## EXERCISE PROMPT
Retype all material exactly. Pictures stay out of the copy.

..........

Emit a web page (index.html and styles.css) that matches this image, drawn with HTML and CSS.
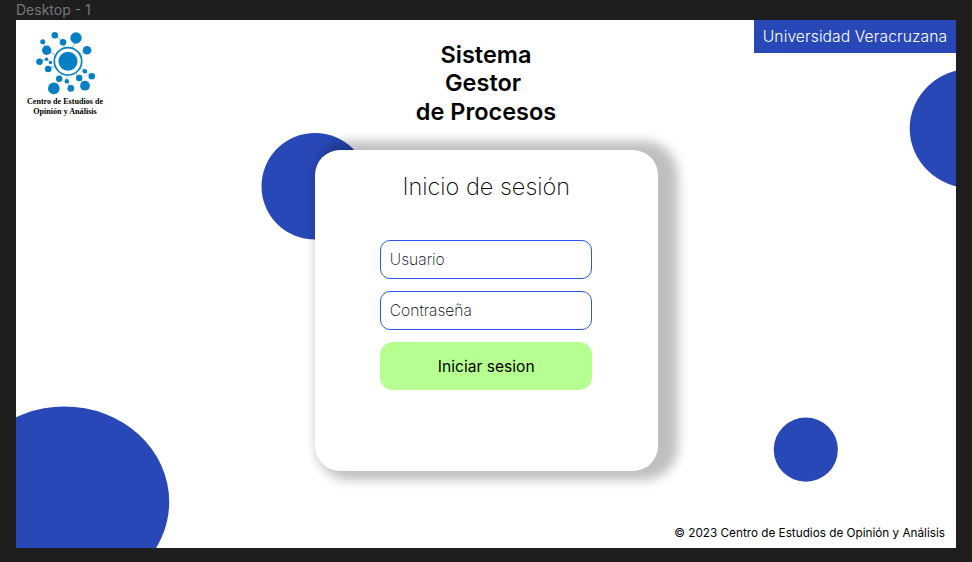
FILE: index.html
```html
<!DOCTYPE html>
<html lang="es">
<head>
<meta charset="utf-8">
<title>Sistema Gestor de Procesos</title>
<link rel="stylesheet" href="styles.css">
</head>
<body>
<div class="frame-label">Desktop - 1</div>
<main class="frame">
  <svg class="decor" viewBox="16 20 940 528" aria-hidden="true">
    <ellipse cx="315" cy="186.3" rx="53.5" ry="53.3"/>
    <ellipse cx="972.7" cy="128.5" rx="63" ry="60"/>
    <ellipse cx="64.5" cy="501.8" rx="104.7" ry="95.4"/>
    <circle cx="805.8" cy="449.6" r="32.1"/>
  </svg>
  <header class="header">
    <div class="brand">
      <svg class="brand-mark" viewBox="35 30 63 66" aria-hidden="true">
        <path class="links" d="M54.8 35.2 63 42.3 68 61M76 38 68 61M42.7 41.8 46.7 50.3 68 61 87 50.3M39.5 61.7 46.5 59.2 50.5 62.5M48.2 69 68 61M59.2 78.7 68 61 66.8 81.3 70.8 88.4M53.8 88.4 59.2 78.7M85 85.7 79.2 78 68 61 84.8 71.2 91.8 76.2"/>
        <circle cx="54.8" cy="35.2" r="3.3"/>
        <circle cx="63" cy="42.3" r="3.3"/>
        <circle cx="76" cy="38" r="5.7"/>
        <circle cx="42.7" cy="41.8" r="2.5"/>
        <circle cx="46.7" cy="50.3" r="4.7"/>
        <circle cx="87" cy="50.3" r="4.3"/>
        <circle cx="39.5" cy="61.7" r="3.3"/>
        <circle cx="46.5" cy="59.2" r="1.7"/>
        <circle cx="50.5" cy="62.5" r="1.7"/>
        <circle cx="48.2" cy="69" r="3.3"/>
        <circle cx="59.2" cy="78.7" r="3.2"/>
        <circle cx="66.8" cy="81.3" r="2.2"/>
        <circle cx="53.8" cy="88.4" r="5.8"/>
        <circle cx="70.8" cy="88.4" r="3.3"/>
        <circle cx="79.2" cy="78" r="3.2"/>
        <circle cx="85" cy="85.7" r="4.9"/>
        <circle cx="84.8" cy="71.2" r="2.3"/>
        <circle cx="91.8" cy="76.2" r="3.3"/>
        <circle class="ring" cx="68" cy="61.3" r="13.7"/>
        <circle cx="68" cy="61.3" r="9.5"/>
      </svg>
      <div class="brand-name">Centro de Estudios de<br>Opinión y Análisis</div>
    </div>
    <h1 class="title">Sistema<br>Gestor&nbsp;<br>de Procesos</h1>
    <div class="university">Universidad Veracruzana</div>
  </header>
  <form class="card">
    <h2 class="card-title">Inicio de sesión</h2>
    <input class="field" type="text" placeholder="Usuario" aria-label="Usuario">
    <input class="field" type="password" placeholder="Contraseña" aria-label="Contraseña">
    <button class="submit" type="button">Iniciar sesion</button>
  </form>
  <footer class="footer">© 2023 Centro de Estudios de Opinión y Análisis</footer>
</main>
</body>
</html>
```
FILE: styles.css
```css
* {
  box-sizing: border-box;
}

body {
  margin: 0;
  height: 562px;
  padding-left: 16px;
  overflow: hidden;
  background: #1e1e1e;
  font-family: Inter, "Liberation Sans", sans-serif;
  color: #000;
}

.frame-label {
  height: 20px;
  line-height: 20px;
  font-size: 14px;
  color: #777;
}

.frame {
  position: relative;
  display: flex;
  flex-direction: column;
  width: 940px;
  height: 528px;
  background: #fff;
  overflow: hidden;
}

.decor {
  position: absolute;
  inset: 0;
  width: 940px;
  height: 528px;
  fill: #2848b8;
}

.header {
  position: relative;
  display: grid;
  grid-template-columns: 1fr 200px 1fr;
  align-items: start;
  height: 130px;
}

.brand {
  width: 98px;
  padding-top: 10px;
  text-align: center;
}

.brand-mark {
  display: block;
  width: 63px;
  height: 66px;
  margin-left: 19px;
  fill: #067fc5;
}

.links {
  fill: none;
  stroke: #5fa9b5;
  stroke-width: 0.7;
}

.ring {
  fill: #fff;
  stroke: #067fc5;
  stroke-width: 1.7;
}

.brand-name {
  padding-top: 1px;
  font: bold 8.1px/10px "Liberation Serif", serif;
  white-space: nowrap;
}

.title {
  margin: 21px 0 0;
  font-size: 23.5px;
  line-height: 28.4px;
  font-weight: 600;
  text-align: center;
  white-space: nowrap;
}

.university {
  justify-self: end;
  width: 202px;
  height: 33px;
  background: #2848b8;
  color: #fff;
  font-size: 15.66px;
  line-height: 34px;
  font-weight: 350;
  letter-spacing: 0.08px;
  text-align: center;
  white-space: nowrap;
}

.card {
  position: relative;
  display: flex;
  flex-direction: column;
  align-items: center;
  width: 342.5px;
  height: 320.5px;
  margin: 0 0 0 299px;
  padding-top: 22px;
  background: #fff;
  border-radius: 25px;
  box-shadow: 10.5px 0 11px 9px rgba(0, 0, 0, 0.25);
}

.card-title {
  margin: 0 0 39px;
  font-size: 23.5px;
  line-height: 29px;
  font-weight: 200;
}

.field {
  width: 212px;
  height: 38.5px;
  margin: 0 0 12.5px;
  padding: 0 8.5px;
  border: 1px solid #2c56f0;
  border-radius: 10px;
  background: #fff;
  font: 200 15.66px Inter, sans-serif;
}

.field::placeholder {
  color: #000;
  opacity: 1;
}

.submit {
  width: 212px;
  height: 48px;
  border: 0;
  border-radius: 13px;
  background: #b6ff91;
  font: 400 15.6px Inter, sans-serif;
  color: #000;
}

.footer {
  position: relative;
  margin: auto 11px 7px 0;
  font-size: 11.74px;
  line-height: 16px;
  text-align: right;
}
```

..........

## RESPONSE
Emit a web page (index.html and styles.css) that matches this image, drawn with HTML and CSS.
FILE: index.html
```html
<!DOCTYPE html>
<html lang="es">
<head>
<meta charset="utf-8">
<title>Sistema Gestor de Procesos</title>
<link rel="stylesheet" href="styles.css">
</head>
<body>
<div class="frame-label">Desktop - 1</div>
<main class="frame">
  <svg class="decor" viewBox="16 20 940 528" aria-hidden="true">
    <ellipse cx="315" cy="186.3" rx="53.5" ry="53.3"/>
    <ellipse cx="972.7" cy="128.5" rx="63" ry="60"/>
    <ellipse cx="64.5" cy="501.8" rx="104.7" ry="95.4"/>
    <circle cx="805.8" cy="449.6" r="32.1"/>
  </svg>
  <header class="header">
    <div class="brand">
      <svg class="brand-mark" viewBox="35 30 63 66" aria-hidden="true">
        <path class="links" d="M54.8 35.2 63 42.3 68 61M76 38 68 61M42.7 41.8 46.7 50.3 68 61 87 50.3M39.5 61.7 46.5 59.2 50.5 62.5M48.2 69 68 61M59.2 78.7 68 61 66.8 81.3 70.8 88.4M53.8 88.4 59.2 78.7M85 85.7 79.2 78 68 61 84.8 71.2 91.8 76.2"/>
        <circle cx="54.8" cy="35.2" r="3.3"/>
        <circle cx="63" cy="42.3" r="3.3"/>
        <circle cx="76" cy="38" r="5.7"/>
        <circle cx="42.7" cy="41.8" r="2.5"/>
        <circle cx="46.7" cy="50.3" r="4.7"/>
        <circle cx="87" cy="50.3" r="4.3"/>
        <circle cx="39.5" cy="61.7" r="3.3"/>
        <circle cx="46.5" cy="59.2" r="1.7"/>
        <circle cx="50.5" cy="62.5" r="1.7"/>
        <circle cx="48.2" cy="69" r="3.3"/>
        <circle cx="59.2" cy="78.7" r="3.2"/>
        <circle cx="66.8" cy="81.3" r="2.2"/>
        <circle cx="53.8" cy="88.4" r="5.8"/>
        <circle cx="70.8" cy="88.4" r="3.3"/>
        <circle cx="79.2" cy="78" r="3.2"/>
        <circle cx="85" cy="85.7" r="4.9"/>
        <circle cx="84.8" cy="71.2" r="2.3"/>
        <circle cx="91.8" cy="76.2" r="3.3"/>
        <circle class="ring" cx="68" cy="61.3" r="13.7"/>
        <circle cx="68" cy="61.3" r="9.5"/>
      </svg>
      <div class="brand-name">Centro de Estudios de<br>Opinión y Análisis</div>
    </div>
    <h1 class="title">Sistema<br>Gestor&nbsp;<br>de Procesos</h1>
    <div class="university">Universidad Veracruzana</div>
  </header>
  <form class="card">
    <h2 class="card-title">Inicio de sesión</h2>
    <input class="field" type="text" placeholder="Usuario" aria-label="Usuario">
    <input class="field" type="password" placeholder="Contraseña" aria-label="Contraseña">
    <button class="submit" type="button">Iniciar sesion</button>
  </form>
  <footer class="footer">© 2023 Centro de Estudios de Opinión y Análisis</footer>
</main>
</body>
</html>
```
FILE: styles.css
```css
* {
  box-sizing: border-box;
}

body {
  margin: 0;
  height: 562px;
  padding-left: 16px;
  overflow: hidden;
  background: #1e1e1e;
  font-family: Inter, "Liberation Sans", sans-serif;
  color: #000;
}

.frame-label {
  height: 20px;
  line-height: 20px;
  font-size: 14px;
  color: #777;
}

.frame {
  position: relative;
  display: flex;
  flex-direction: column;
  width: 940px;
  height: 528px;
  background: #fff;
  overflow: hidden;
}

.decor {
  position: absolute;
  inset: 0;
  width: 940px;
  height: 528px;
  fill: #2848b8;
}

.header {
  position: relative;
  display: grid;
  grid-template-columns: 1fr 200px 1fr;
  align-items: start;
  height: 130px;
}

.brand {
  width: 98px;
  padding-top: 10px;
  text-align: center;
}

.brand-mark {
  display: block;
  width: 63px;
  height: 66px;
  margin-left: 19px;
  fill: #067fc5;
}

.links {
  fill: none;
  stroke: #5fa9b5;
  stroke-width: 0.7;
}

.ring {
  fill: #fff;
  stroke: #067fc5;
  stroke-width: 1.7;
}

.brand-name {
  padding-top: 1px;
  font: bold 8.1px/10px "Liberation Serif", serif;
  white-space: nowrap;
}

.title {
  margin: 21px 0 0;
  font-size: 23.5px;
  line-height: 28.4px;
  font-weight: 600;
  text-align: center;
  white-space: nowrap;
}

.university {
  justify-self: end;
  width: 202px;
  height: 33px;
  background: #2848b8;
  color: #fff;
  font-size: 15.66px;
  line-height: 34px;
  font-weight: 350;
  letter-spacing: 0.08px;
  text-align: center;
  white-space: nowrap;
}

.card {
  position: relative;
  display: flex;
  flex-direction: column;
  align-items: center;
  width: 342.5px;
  height: 320.5px;
  margin: 0 0 0 299px;
  padding-top: 22px;
  background: #fff;
  border-radius: 25px;
  box-shadow: 10.5px 0 11px 9px rgba(0, 0, 0, 0.25);
}

.card-title {
  margin: 0 0 39px;
  font-size: 23.5px;
  line-height: 29px;
  font-weight: 200;
}

.field {
  width: 212px;
  height: 38.5px;
  margin: 0 0 12.5px;
  padding: 0 8.5px;
  border: 1px solid #2c56f0;
  border-radius: 10px;
  background: #fff;
  font: 200 15.66px Inter, sans-serif;
}

.field::placeholder {
  color: #000;
  opacity: 1;
}

.submit {
  width: 212px;
  height: 48px;
  border: 0;
  border-radius: 13px;
  background: #b6ff91;
  font: 400 15.6px Inter, sans-serif;
  color: #000;
}

.footer {
  position: relative;
  margin: auto 11px 7px 0;
  font-size: 11.74px;
  line-height: 16px;
  text-align: right;
}
```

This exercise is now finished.